Politico reports that Republicans view the pandemic and school closures as an opportunity to promote school closures. This should appeal to the 30% of the population who are unvaccinated and oppose mask mandates and other public health measures. These are probably the same parents who want to block teaching about racism and want parents to decide what their children should be taught (think creationism).

‘A WINNING POLITICAL ISSUE’ — The nation watched as Glenn Youngkin won the Virginia governor’s race last November by tapping into parental outrage over school closures and using the rallying cry “Parents Matter.”

— Now, as the highly contagious Omicron variant complicates the spring school semester and the 2022 midterms ramp up, GOP strategists say it is an opportune time to also propel one of their education priorities: school choice.

— “Parents being able to have a greater role in where and how their children are educated is a winning political issue, and we intend to promote it as much as possible in the coming year,” said South Carolina GOP Chair Drew McKissick, adding that bills to advance school choice initiatives, like education savings accounts, are ready to go this legislative session.

— “We look at education as being the civil rights issue of our time,” he said.
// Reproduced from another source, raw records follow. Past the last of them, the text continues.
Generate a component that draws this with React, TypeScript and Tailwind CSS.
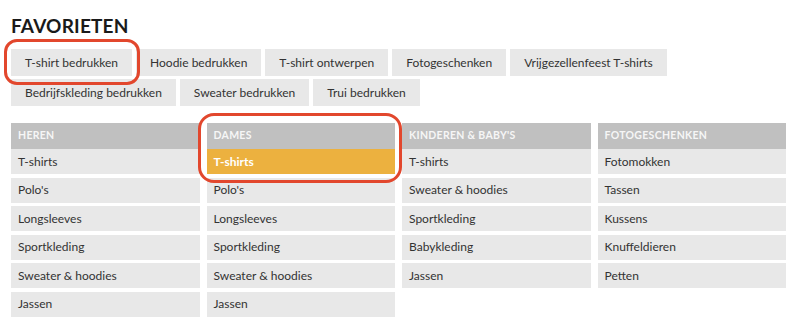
import React from "react";

const favorites = [
  "T-shirt bedrukken",
  "Hoodie bedrukken",
  "T-shirt ontwerpen",
  "Fotogeschenken",
  "Vrijgezellenfeest T-shirts",
  "Bedrijfskleding bedrukken",
  "Sweater bedrukken",
  "Trui bedrukken",
];

const categories = [
  {
    title: "Heren",
    items: ["T-shirts", "Polo's", "Longsleeves", "Sportkleding", "Sweater & hoodies", "Jassen"],
  },
  {
    title: "Dames",
    active: "T-shirts",
    items: ["T-shirts", "Polo's", "Longsleeves", "Sportkleding", "Sweater & hoodies", "Jassen"],
  },
  {
    title: "Kinderen & baby's",
    items: ["T-shirts", "Sweater & hoodies", "Sportkleding", "Babykleding", "Jassen"],
  },
  {
    title: "Fotogeschenken",
    items: ["Fotomokken", "Tassen", "Kussens", "Knuffeldieren", "Petten"],
  },
];

export default function App() {
  return (
    <div
      className="relative w-[800px] h-[331px] bg-white pl-[11px] pr-[14px] pt-[15px] text-[#333]"
      style={{ fontFamily: "Lato, 'Liberation Sans', sans-serif" }}
    >
      <h1 className="text-[19px] leading-[22px] font-bold text-[#1a1a1a] tracking-[0.2px]">FAVORIETEN</h1>

      <div className="mt-[12px] flex flex-wrap gap-x-[4px] gap-y-[3px]">
        {favorites.map((f) => (
          <a
            key={f}
            className="h-[27px] px-[14px] flex items-center bg-[#e8e8e8] text-[12px] text-[#333]"
          >
            {f}
          </a>
        ))}
      </div>

      <div className="mt-[17px] grid grid-cols-4 gap-x-[7px] items-start">
        {categories.map((cat) => (
          <div key={cat.title} className="flex flex-col">
            <div className="h-[26px] flex items-center px-[7px] bg-[#c0c0c0] text-[10.5px] font-bold uppercase tracking-[0.3px] text-[#f6f6f6]">
              {cat.title}
            </div>
            <ul className="flex flex-col gap-[3.6px]">
              {cat.items.map((item) => {
                const isActive = cat.active === item;
                return (
                  <li
                    key={item}
                    className={
                      isActive
                        ? "h-[25px] flex items-center px-[7px] bg-[#ecb13f] text-[12px] font-bold text-white"
                        : "h-[25px] flex items-center px-[7px] bg-[#e8e8e8] text-[12px] text-[#333]"
                    }
                  >
                    {item}
                  </li>
                );
              })}
            </ul>
          </div>
        ))}
      </div>

      {/* annotation rings */}
      <div className="absolute left-[4px] top-[39px] w-[136px] h-[46px] border-[3px] border-[#e2472d] rounded-[13px] pointer-events-none" />
      <div className="absolute left-[198px] top-[113px] w-[204px] h-[70px] border-[3px] border-[#e2472d] rounded-[16px] pointer-events-none" />
    </div>
  );
}
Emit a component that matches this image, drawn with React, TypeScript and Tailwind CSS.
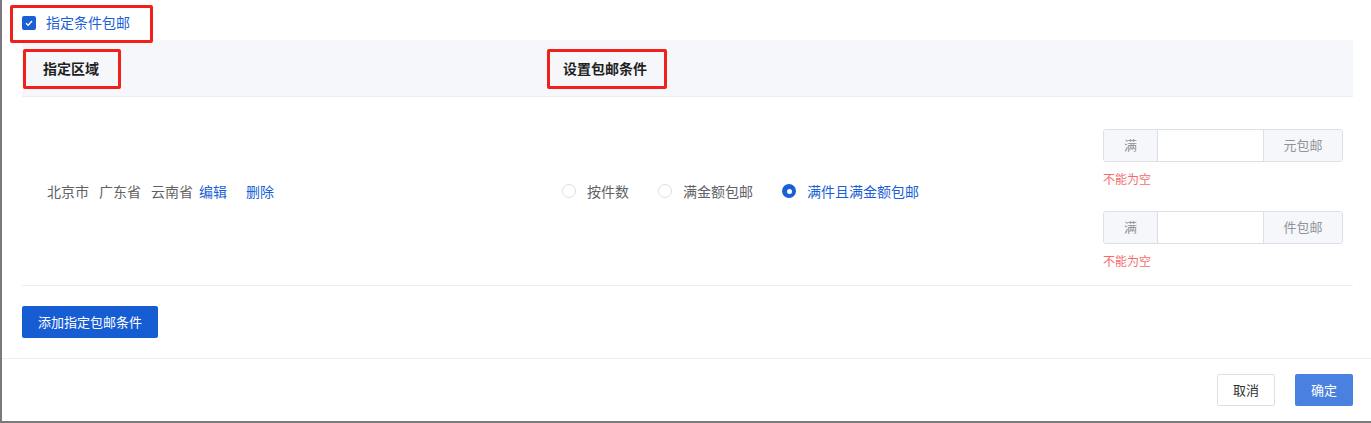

McKissick also pointed out that school choice will be a key issue for Sen. Tim Scott, who’s in the middle of a re-election campaign. Scott, in an address to rebut Biden’s first address to Congress, said the pandemic-spurred public school closures created the “clearest case I’ve seen for school choice in our lifetime.”

If education “is the civil rights issue of our time” in South Carolina, why does the state refuse to fund its public schools adequately and equitably?

Italy has restricted the activities of the unvaccinated to protect the vast majority who are vaccinated and to curb the spread of COVID. The Washington Post reported on the constrained life of a musician.

OSIGO, Italy — After many rounds of rules targeting the unvaccinated, the chamber musician’s new life is unrecognizable from the old. Claudio Ronco once performed all over Europe, but now he can’t even board a plane. He can’t check into a hotel, eat at restaurant or get a coffee at a bar. Most important, he can’t use the water taxis needed to get around Venice, his home for 30 years — a loss of mobility that recently prompted him to gather up two of his prized cellos, lock up his Venetian apartment and retreat with his wife to a home owned by his in-laws one hour away in the hills.

“Isolation,” Ronco called it, on the fourth day in a row that he hadn’t left the house.

At this complicated stage of the pandemic, the lives of unvaccinated people are in major flux, at the mercy of decisions made everywhere from courts to workplaces. But their lives are changing most dramatically in a handful of countries in Western Europe, including Italy, where governments are systematically reducing their liberties, while beginning to return the rest of society to a state of normalcy. And while regular testing, until recently, was permitted as an alternative to vaccination, even that option has now been largely removed as countries harden their mandates. For people like Ronco, the choice is to get inoculated or face exclusion.